Poverty: ‘5 billion people are now poorer; the wealth of the 5 richest has doubled since 2020’
Virendra Pandit
New Delhi: The COVID-19 pandemic may have been a blessing in disguise for some and an existential crisis for many.
For, the fortunes of the world’s five richest men have more than doubled since 2020, and nearly five billion people have already turned poorer in this “decade of division,” according to the annual Oxfam report on inequality, released on the first day of the World Economic Forum (WEF) Annual Meeting at Davos, Switzerland, the media reported on Monday.

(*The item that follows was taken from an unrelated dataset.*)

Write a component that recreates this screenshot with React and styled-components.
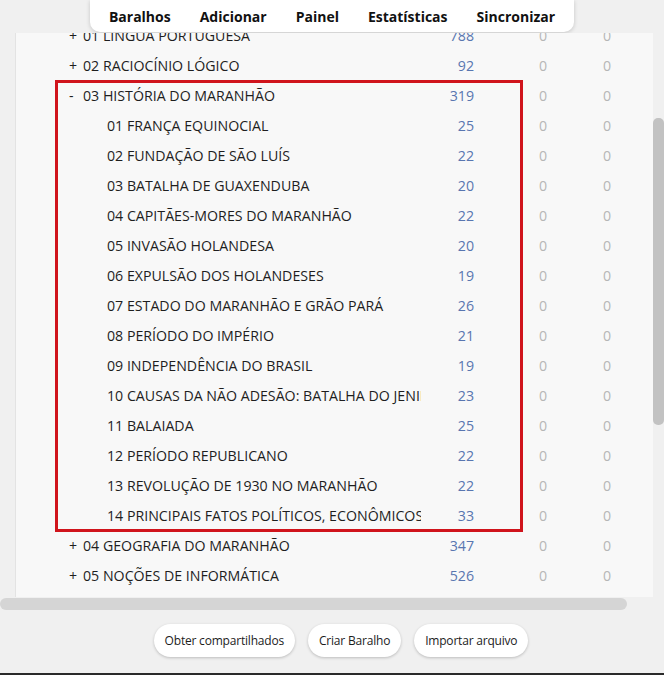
import React from 'react';
import styled, { createGlobalStyle } from 'styled-components';

const GlobalStyle = createGlobalStyle`
  html, body {
    margin: 0;
    padding: 0;
    background: #f0f0f0;
  }
  body {
    font-family: "Open Sans", "Noto Sans", "Liberation Sans", sans-serif;
    color: #222;
  }
  * { box-sizing: border-box; }
`;

const decks = [
  { sign: '+', name: '01 LÍNGUA PORTUGUESA', count: 788 },
  { sign: '+', name: '02 RACIOCÍNIO LÓGICO', count: 92 },
  {
    sign: '-',
    name: '03 HISTÓRIA DO MARANHÃO',
    count: 319,
    marked: true,
    children: [
      ['01 FRANÇA EQUINOCIAL', 25],
      ['02 FUNDAÇÃO DE SÃO LUÍS', 22],
      ['03 BATALHA DE GUAXENDUBA', 20],
      ['04 CAPITÃES-MORES DO MARANHÃO', 22],
      ['05 INVASÃO HOLANDESA', 20],
      ['06 EXPULSÃO DOS HOLANDESES', 19],
      ['07 ESTADO DO MARANHÃO E GRÃO PARÁ', 26],
      ['08 PERÍODO DO IMPÉRIO', 21],
      ['09 INDEPENDÊNCIA DO BRASIL', 19],
      ['10 CAUSAS DA NÃO ADESÃO: BATALHA DO JENIPAPO', 23],
      ['11 BALAIADA', 25],
      ['12 PERÍODO REPUBLICANO', 22],
      ['13 REVOLUÇÃO DE 1930 NO MARANHÃO', 22],
      ['14 PRINCIPAIS FATOS POLÍTICOS, ECONÔMICOS E SOCIAIS', 33],
    ],
  },
  { sign: '+', name: '04 GEOGRAFIA DO MARANHÃO', count: 347 },
  { sign: '+', name: '05 NOÇÕES DE INFORMÁTICA', count: 526 },
];

const Page = styled.div`
  height: 675px;
  display: flex;
  flex-direction: column;
  border-bottom: 2px solid #2a2a2a;
`;

const TopBar = styled.div`
  height: 33px;
  display: flex;
  justify-content: center;
  align-items: flex-start;
  flex-shrink: 0;
`;

const Nav = styled.nav`
  height: 32px;
  display: flex;
  align-items: center;
  gap: 29px;
  padding: 0 19px;
  background: #fff;
  border-radius: 0 0 10px 10px;
  box-shadow: 0 1px 4px rgba(0, 0, 0, 0.18);
`;

const NavItem = styled.span`
  font-size: 14px;
  font-weight: 700;
  color: #111;
`;

const Frame = styled.div`
  height: 577px;
  display: grid;
  grid-template-columns: 653px 11px;
  grid-template-rows: 565px 12px;
  flex-shrink: 0;
`;

const Viewport = styled.div`
  overflow: hidden;
  padding-left: 15px;
`;

const Panel = styled.div`
  margin-top: -13px;
  padding-bottom: 7px;
  background: #f8f8f8;
  border-left: 1px solid #e3e3e3;
`;

/* the red highlight round the expanded deck lies over its rows */
const Group = styled.div`
  position: relative;

  &::after {
    content: '';
    display: ${(p) => (p.$marked ? 'block' : 'none')};
    position: absolute;
    top: 0;
    bottom: -2px;
    left: 39px;
    width: 462px;
    border: 3px solid #d0141c;
    pointer-events: none;
  }
`;

const Row = styled.div`
  height: 30px;
  display: grid;
  grid-template-columns: 352px 53px 73px 64px;
  align-items: center;
  padding-left: 53px;
  font-size: 14.2px;
`;

const Name = styled.div`
  display: flex;
  white-space: nowrap;
  overflow: hidden;
  color: #1e1e1e;
  padding-left: ${(p) => (p.$child ? '38px' : '0')};
`;

const Sign = styled.span`
  width: 14px;
  flex-shrink: 0;
`;

const Count = styled.div`
  text-align: right;
  color: #5876b0;
`;

const Zero = styled.div`
  text-align: right;
  color: #b6b6b6;
`;

const VTrack = styled.div`
  grid-row: 1 / span 2;
  grid-column: 2;
  padding-top: 85px;
`;

const VThumb = styled.div`
  height: 307px;
  background: #c2c2c2;
  border-radius: 5px;
`;

const HTrack = styled.div`
  grid-row: 2;
  grid-column: 1;
`;

const HThumb = styled.div`
  width: 627px;
  height: 12px;
  background: #d5d5d5;
  border-radius: 6px;
`;

const Footer = styled.div`
  flex: 1;
  display: flex;
  justify-content: center;
  align-items: flex-start;
  gap: 13px;
  padding: 14px 0 0 18px;
`;

const Button = styled.button`
  height: 33px;
  padding: 0 11px;
  border: none;
  border-radius: 17px;
  background: #fff;
  box-shadow: 0 1px 3px rgba(0, 0, 0, 0.22);
  font-family: inherit;
  font-size: 12px;
  letter-spacing: -0.2px;
  color: #1c1c1c;
`;

const DeckRow = ({ sign, name, count, child }) => (
  <Row>
    <Name $child={child}>
      {!child && <Sign>{sign}</Sign>}
      <span>{name}</span>
    </Name>
    <Count>{count}</Count>
    <Zero>0</Zero>
    <Zero>0</Zero>
  </Row>
);

export default function App() {
  return (
    <>
      <GlobalStyle />
      <Page>
        <TopBar>
          <Nav>
            <NavItem>Baralhos</NavItem>
            <NavItem>Adicionar</NavItem>
            <NavItem>Painel</NavItem>
            <NavItem>Estatísticas</NavItem>
            <NavItem>Sincronizar</NavItem>
          </Nav>
        </TopBar>
        <Frame>
          <Viewport>
            <Panel>
              {decks.map((d) => (
                <Group key={d.name} $marked={d.marked}>
                  <DeckRow sign={d.sign} name={d.name} count={d.count} />
                  {d.children &&
                    d.children.map(([n, c]) => (
                      <DeckRow key={n} name={n} count={c} child />
                    ))}
                </Group>
              ))}
            </Panel>
          </Viewport>
          <VTrack>
            <VThumb />
          </VTrack>
          <HTrack>
            <HThumb />
          </HTrack>
        </Frame>
        <Footer>
          <Button>Obter compartilhados</Button>
          <Button>Criar Baralho</Button>
          <Button>Importar arquivo</Button>
        </Footer>
      </Page>
    </>
  );
}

It said the world could have its first-ever trillionaire in just a decade while it would take more than two centuries to end poverty.
Oxfam, a British-funded rights group and confederation of 21 independent charitable organizations focusing on the alleviation of global poverty, founded in 1942 and led by Oxfam International, said seven of 10 of the world’s biggest corporations have a billionaire as a CEO, or principal shareholder.
It said that 148 top corporations made USD 1.8 trillion in profits, 52 percent up on the three-year average, and paid huge payouts to rich shareholders, while hundreds of millions faced cuts in real-term pay.
Oxfam called for a new era of public action, including public services, corporate regulation, breaking up monopolies and enacting permanent wealth and excess profit taxes.
The world’s five richest men have more than doubled their fortunes from USD 405 billion to USD 869 billion since 2020 “at a rate of USD 14 million per hour,” while nearly five billion people have already been made poorer in this “decade of division,” said the Oxfam report on inequality and global corporate power.
“If current trends continue, the world will have its first trillionaire within a decade but poverty won’t be eradicated for another 229 years,” it said.
Titled Inequality Inc., the report said seven of ten of the world’s biggest corporations are worth USD 10.2 trillion, equivalent to more than the combined GDPs of all countries in Africa and Latin America.
“We are witnessing the beginnings of a decade of division, with billions of people shouldering the economic shockwaves of the pandemic, inflation, and war, while billionaires’ fortunes boom.
“This inequality is no accident; the billionaire class is ensuring corporations deliver more wealth to them at the expense of everyone else,” Oxfam International interim Executive Director Amitabh Behar said.
Despite representing just 21 percent of the global population, rich countries in the Global North own 69 percent of global wealth and are home to 74 percent of the world’s billionaire wealth, Oxfam said.